From: Philippe Verdy (verdy_p@wanadoo.fr)
Date: Tue Oct 12 2004 - 14:18:20 CST
From: "Philippe Verdy" <verdy_p@wanadoo.fr>
To: "Doug Ewell" <dewell@adelphia.net>
Sent: Tuesday, October 12, 2004 8:24 PM
Subject: Re: UTF-8 stress test file?
> From: "Doug Ewell" <dewell@adelphia.net>
>> Theodore H. Smith <delete at elfdata dot com> wrote:
>>
>>>> - the file mixes UTF-8 and UTF-16
>>>
>>> Does this file mix UTF-8 and UTF-16? I thought it just had surrogates
>>> encoded into UTF-8? Of course a surrogate should never exist in UTF-8.
>>
>> You are right. Philippe's statement was incorrect, and also puzzling.
What is much more puzzling is the text contained in that referenced text:
http://www.cl.cam.ac.uk/~mgk25/ucs/examples/UTF-8-test.txt
Examples of bad assumptions that a reader could make:
- [quote](...) Experience so far suggests
that most first-time authors of UTF-8 decoders find at least one
serious problem in their decoder by using this file.[/quote]
This suggests to the reader that if its browser or editor does not display
the contained test text as indicated, there's a problem in that application.
But given that the file is not conforming to UTF-8 because of the "errors"
it contains *on purpose*, No assumption should be made about how the browser
or text editor will behave with the content of that file. Any difference
with what is "expected" by the text is really not a bug, given that the
whole file is incorrect and is *not* UTF-8 encoded. In fact, if your browser
or editor still allows to view it as if it was UTF-8, and inidicates to the
user that it is UTF-8 encoded without warning the user about the encoding
violations that should be detected, I really think that this browser or
editor is not conforming. A conforming browser or editor should load that
document without encoding violation problems, assuming it is encoded instead
with ISO-8859-1 or ISO-8859-2 or any other complete 8-bit encoding (an
encoding that has no invalid code position, so ISO-8859-4 should not work
without similar warnings). The only thing that could be said is that the
document respects only the ISO 10646-1:2000 standard, but not its later
version and not Unicode (so a browser or editor could still accept the
document as being encoded with UTF-8:2000, but not with UTF-8.

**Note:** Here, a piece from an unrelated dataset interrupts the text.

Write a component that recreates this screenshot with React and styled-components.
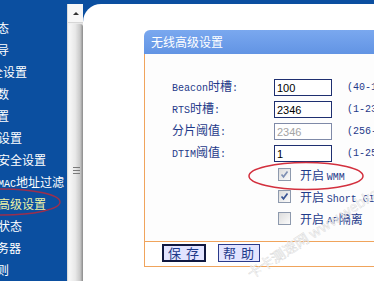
import React from 'react';
import styled, { createGlobalStyle } from 'styled-components';

const NAVY = '#1f3a8a';
const ORANGE = '#f0a45c';
const BLUE = '#0b4fa0';

const GlobalStyle = createGlobalStyle`
  html, body {
    margin: 0;
    padding: 0;
    background: ${BLUE};
  }
  body {
    width: 374px;
    height: 281px;
    overflow: hidden;
  }
`;

const Frame = styled.div`
  position: relative;
  display: flex;
  width: 374px;
  height: 281px;
  overflow: hidden;
  background: ${BLUE};
  font-family: "Noto Sans CJK SC", sans-serif;
`;

const Lat = styled.span`
  font-family: "Liberation Mono", monospace;
  font-size: 10px;
`;

const Sidebar = styled.nav`
  width: 67px;
  flex: none;
  overflow: hidden;
  padding-top: 17px;
  box-sizing: border-box;
`;

const MenuItem = styled.div`
  height: 22px;
  line-height: 22px;
  white-space: nowrap;
  margin-left: ${(p) => (p.$sub ? -26 : -39)}px;
  font-size: 12px;
  color: ${(p) => (p.$active ? '#eef3a6' : '#fff')};
`;

const Scrollbar = styled.div`
  width: 16px;
  flex: none;
  margin-top: 4px;
  display: flex;
  flex-direction: column;
  background: linear-gradient(to right, #f4f4f4, #e2e2e2);
  border-left: 1px solid #dcdcdc;
  box-sizing: border-box;
`;

const ArrowButton = styled.div`
  height: 18px;
  flex: none;
  display: flex;
  align-items: center;
  justify-content: center;
  background: #f7f7f7;
  border-bottom: 1px solid #d6d6d6;

  &::before {
    content: '';
    border-left: 3px solid transparent;
    border-right: 3px solid transparent;
    border-bottom: 3px solid #333;
  }
`;

const Thumb = styled.div`
  flex: 1;
  margin: 1px 0 0 1px;
  border-radius: 3px 3px 0 0;
  background: linear-gradient(
    to right,
    #f8f8f8 0%,
    #e8e8e8 45%,
    #c8c8c8 80%,
    #8a8a8a 100%
  );
  display: flex;
  justify-content: center;
  padding-top: 143px;
`;

const Grip = styled.div`
  width: 7px;
  height: 7px;
  background: repeating-linear-gradient(#7a7a7a 0 1px, transparent 1px 3px);
`;

const Main = styled.main`
  flex: 1;
  min-width: 0;
  margin-top: 4px;
  background: #fff;
  border-top-left-radius: 18px;
  padding: 26px 0 0 61px;
  overflow: hidden;
`;

const Panel = styled.section`
  width: 300px;
`;

const TitleBar = styled.div`
  height: 24px;
  line-height: 24px;
  padding-left: 7px;
  color: #fff;
  font-size: 12px;
  background: linear-gradient(#7aa8ef, #6294e4);
  border-top-left-radius: 6px;
`;

const Body = styled.div`
  border-left: 1px solid ${ORANGE};
  background: #fdfdfd;
  padding: 21px 0 12px 27px;
`;

const Row = styled.div`
  display: grid;
  grid-template-columns: 102px 73px auto;
  align-items: center;
  height: 22px;
  color: ${NAVY};
  font-size: 12px;
  white-space: nowrap;
`;

const Label = styled.span`
  line-height: 22px;
`;

const Field = styled.input`
  box-sizing: border-box;
  width: 58px;
  height: 17px;
  margin: 0;
  padding: 0 2px;
  border: 1px solid ${(p) => (p.disabled ? '#7f8aa8' : '#1e2f70')};
  background: #fff;
  color: ${(p) => (p.disabled ? '#a4a4a4' : '#000')};
  font-family: "Liberation Sans", sans-serif;
  font-size: 11px;
  outline: none;
`;

const Range = styled.span`
  font-family: "Liberation Mono", monospace;
  font-size: 10px;
`;

const CheckCell = styled.label`
  grid-column: 2 / span 2;
  display: flex;
  align-items: center;
  gap: 9px;
  margin-left: 4px;
`;

const Box = styled.span`
  box-sizing: border-box;
  width: 13px;
  height: 13px;
  border: 1px solid #8d99ad;
  background: linear-gradient(135deg, #dcdcdc, #fbfbfb);
  display: flex;
  align-items: center;
  justify-content: center;
`;

const Footer = styled.div`
  display: flex;
  gap: 12px;
  height: 26px;
  padding: 2px 0 0 17px;
  box-sizing: border-box;
  border-top: 1px solid ${ORANGE};
  border-bottom: 1px solid ${ORANGE};
  border-left: 1px solid ${ORANGE};
  background: #fff;
`;

const Button = styled.button`
  box-sizing: border-box;
  height: 18px;
  width: ${(p) => (p.$focus ? 44 : 42)}px;
  padding: 0;
  margin: 0;
  border: ${(p) => (p.$focus ? '2px solid #101840' : '1px solid #2a3a8a')};
  background: #e2e4ff;
  color: ${NAVY};
  font-family: "Noto Sans CJK SC", sans-serif;
  font-size: 13px;
  line-height: 14px;
  letter-spacing: 1px;
`;

const Watermark = styled.span`
  position: absolute;
  left: 252px;
  top: 266px;
  transform-origin: 0 100%;
  transform: rotate(-33deg);
  font-family: "Noto Sans CJK SC", "Liberation Sans", sans-serif;
  font-size: 14px;
  line-height: 14px;
  white-space: nowrap;
  color: rgba(255, 255, 255, 0.85);
  -webkit-text-stroke: 0.35px #cfcfcf;
  pointer-events: none;
`;

const Marks = styled.svg`
  position: absolute;
  left: 0;
  top: 0;
  pointer-events: none;
`;

const menu = [
  { text: '运行状态' },
  { text: '设置向导' },
  { text: <><Lat>QSS</Lat>安全设置</> },
  { text: '网络参数' },
  { text: '无线设置' },
  { text: '基本设置', sub: true },
  { text: '无线安全设置', sub: true },
  { text: <>无线<Lat>MAC</Lat>地址过滤</>, sub: true },
  { text: '无线高级设置', sub: true, active: true },
  { text: '主机状态', sub: true },
  { text: <><Lat>DHCP</Lat>服务器</> },
  { text: '转发规则' },
];

const fields = [
  { label: <><Lat>Beacon</Lat>时槽<Lat>:</Lat></>, value: '100', range: '(40-1000)' },
  { label: <><Lat>RTS</Lat>时槽<Lat>:</Lat></>, value: '2346', range: '(1-2346)' },
  { label: <>分片阈值<Lat>:</Lat></>, value: '2346', range: '(256-2346)', disabled: true },
  { label: <><Lat>DTIM</Lat>阈值<Lat>:</Lat></>, value: '1', range: '(1-255)' },
];

const checks = [
  { text: <>开启 <Lat>WMM</Lat></>, checked: true, dim: true },
  { text: <>开启 <Lat>Short GI</Lat></>, checked: true },
  { text: <>开启 <Lat>AP</Lat>隔离</>, checked: false },
];

const Checkbox = ({ checked, dim }) => (
  <Box>
    {checked && (
      <svg width="9" height="9" viewBox="0 0 9 9">
        <path
          d="M1.5 4.5 L3.5 6.8 L7.5 1.5"
          fill="none"
          stroke={dim ? '#7f90b4' : '#3a5595'}
          strokeWidth="1.7"
        />
      </svg>
    )}
  </Box>
);

export default function App() {
  return (
    <Frame>
      <GlobalStyle />
      <Sidebar>
        {menu.map((m, i) => (
          <MenuItem key={i} $sub={m.sub} $active={m.active}>
            {m.text}
          </MenuItem>
        ))}
      </Sidebar>
      <Scrollbar>
        <ArrowButton />
        <Thumb>
          <Grip />
        </Thumb>
      </Scrollbar>
      <Main>
        <Panel>
          <TitleBar>无线高级设置</TitleBar>
          <Body>
            {fields.map((f, i) => (
              <Row key={i}>
                <Label>{f.label}</Label>
                <Field defaultValue={f.value} disabled={f.disabled} />
                <Range>{f.range}</Range>
              </Row>
            ))}
            {checks.map((c, i) => (
              <Row key={i}>
                <CheckCell>
                  <Checkbox checked={c.checked} dim={c.dim} />
                  <span>{c.text}</span>
                </CheckCell>
              </Row>
            ))}
          </Body>
          <Footer>
            <Button $focus>保 存</Button>
            <Button>帮 助</Button>
          </Footer>
        </Panel>
      </Main>
      <Watermark>卡卡测速网 www.webkaka.com</Watermark>
      <Marks width="374" height="281" viewBox="0 0 374 281">
        <ellipse cx="2" cy="202" rx="58" ry="13" fill="none" stroke="#9c2f4c" strokeWidth="1.4" />
        <ellipse cx="306" cy="176" rx="57" ry="13.5" fill="none" stroke="#d3303e" strokeWidth="1.5" />
      </Marks>
    </Frame>
  );
}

- [quote](...) All lines in this file are exactly 79 characters long (plus
the line
feed). In addition, all lines end with "|", except for the two test
lines 2.1.1 and 2.2.1, which contain non-printable ASCII controls
U+0000 and U+007F. If you display this file with a fixed-width font,
these "|" characters should all line up in column 79 (right margin).[/quote]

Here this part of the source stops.